In a perfect world, these endeavors would be provided by individuals or groups of individuals who have the best interests of our entire world in mind. Unfortunately, more and more people and organizations who identify themselves as supporting capitalism have placed short-sighted self-interest above the quality of their product, the well-being of the people involved in creating it, and the overall health of society and the world. I don't feel that these people are actually following capitalism. Instead, they follow an economic system that emphasizes avarice, suffering, and dishonesty; a system that I call "miserism."
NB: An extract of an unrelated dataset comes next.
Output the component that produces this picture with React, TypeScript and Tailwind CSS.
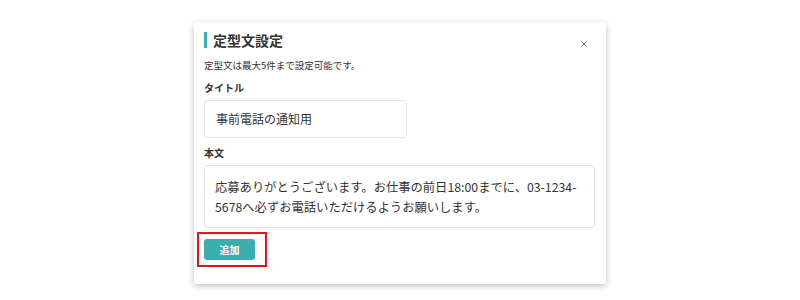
import { X } from 'lucide-react';

const font = { fontFamily: '"Noto Sans CJK JP", "Noto Sans", sans-serif' };

export default function App() {
  return (
    <div className="w-[800px] h-[300px] bg-white overflow-hidden pt-[22px] text-[#333]" style={font}>
      <div className="mx-auto w-[412px] bg-white rounded-[3px] shadow-[0_2px_6px_rgba(0,0,0,0.25)] px-[10px] pt-[10px] pb-[17px]">
        <div className="flex items-center justify-between h-[16px]">
          <div className="flex items-center gap-[6px]">
            <span className="block w-[3px] h-[16px] bg-[#3aadad]" />
            <h1 className="text-[14px] font-bold leading-[16px]">定型文設定</h1>
          </div>
          <button className="relative top-[4px] mr-[7px] text-[#555]">
            <X className="w-[10px] h-[10px]" strokeWidth={2} />
          </button>
        </div>

        <p className="mt-[10px] text-[9.5px] leading-[14px]">定型文は最大5件まで設定可能です。</p>

        <label className="block mt-[9px] text-[10px] font-bold leading-[14px]">タイトル</label>
        <div className="mt-[5px] w-[203px] h-[38px] border border-[#e3e3e3] rounded-[4px] px-[11px] flex items-center text-[12px]">
          事前電話の通知用
        </div>

        <label className="block mt-[8px] text-[10px] font-bold leading-[14px]">本文</label>
        <div className="mt-[5px] w-[391px] h-[63px] border border-[#e3e3e3] rounded-[4px] px-[10px] pt-[11px] text-[12.3px] leading-[20px]">
          応募ありがとうございます。お仕事の前日18:00までに、03-1234-5678へ必ずお電話いただけるようお願いします。
        </div>

        <div className="mt-[4px] -ml-[7px] inline-block border-2 border-[#e8141b] pl-[5px] pr-[10px] py-[5px]">
          <button className="block w-[51px] h-[21px] rounded-[3px] bg-[#3aadad] text-white text-[10px] font-bold leading-[21px]">
            追加
          </button>
        </div>
      </div>
    </div>
  );
}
Don't bother looking it up; as an economic system, this blog is the first place that it is mentioned. While the underlying idea of investing capital with the intention of receiving compensation for that investment remains true, in the case of miserism the prevailing method of doing so involves making cuts at other people's expense (whether this includes cutting the wages or benefits of workers or reducing the quality of the product) in the hope of profiting for oneself.
A miser, like Scrooge from A Christmas Carol, is person who cuts expenses to an extreme in an effort to hoard wealth. Often, misers are stingy in all aspects of life, to the point that they truly become miserable, living a wretched life. However, in this case, there are beneficiaries to miserism. While they have made life wretched for others, they rarely live such terrible lives themselves. They profit from the misery of others without suffering from the consequences of their decisions and actions.
While I know that this kind of miserism has been around for as long as humans have tracked wealth, the resurgence of miserism in current economics under the guise of "good business" has been truly disturbing. Somehow, the public thinks that losing benefits, pensions, insurance, and wages are all part of this "good business," not realizing that they are no longer part of a capitalistic system, but a miseristic (again, my own term) one.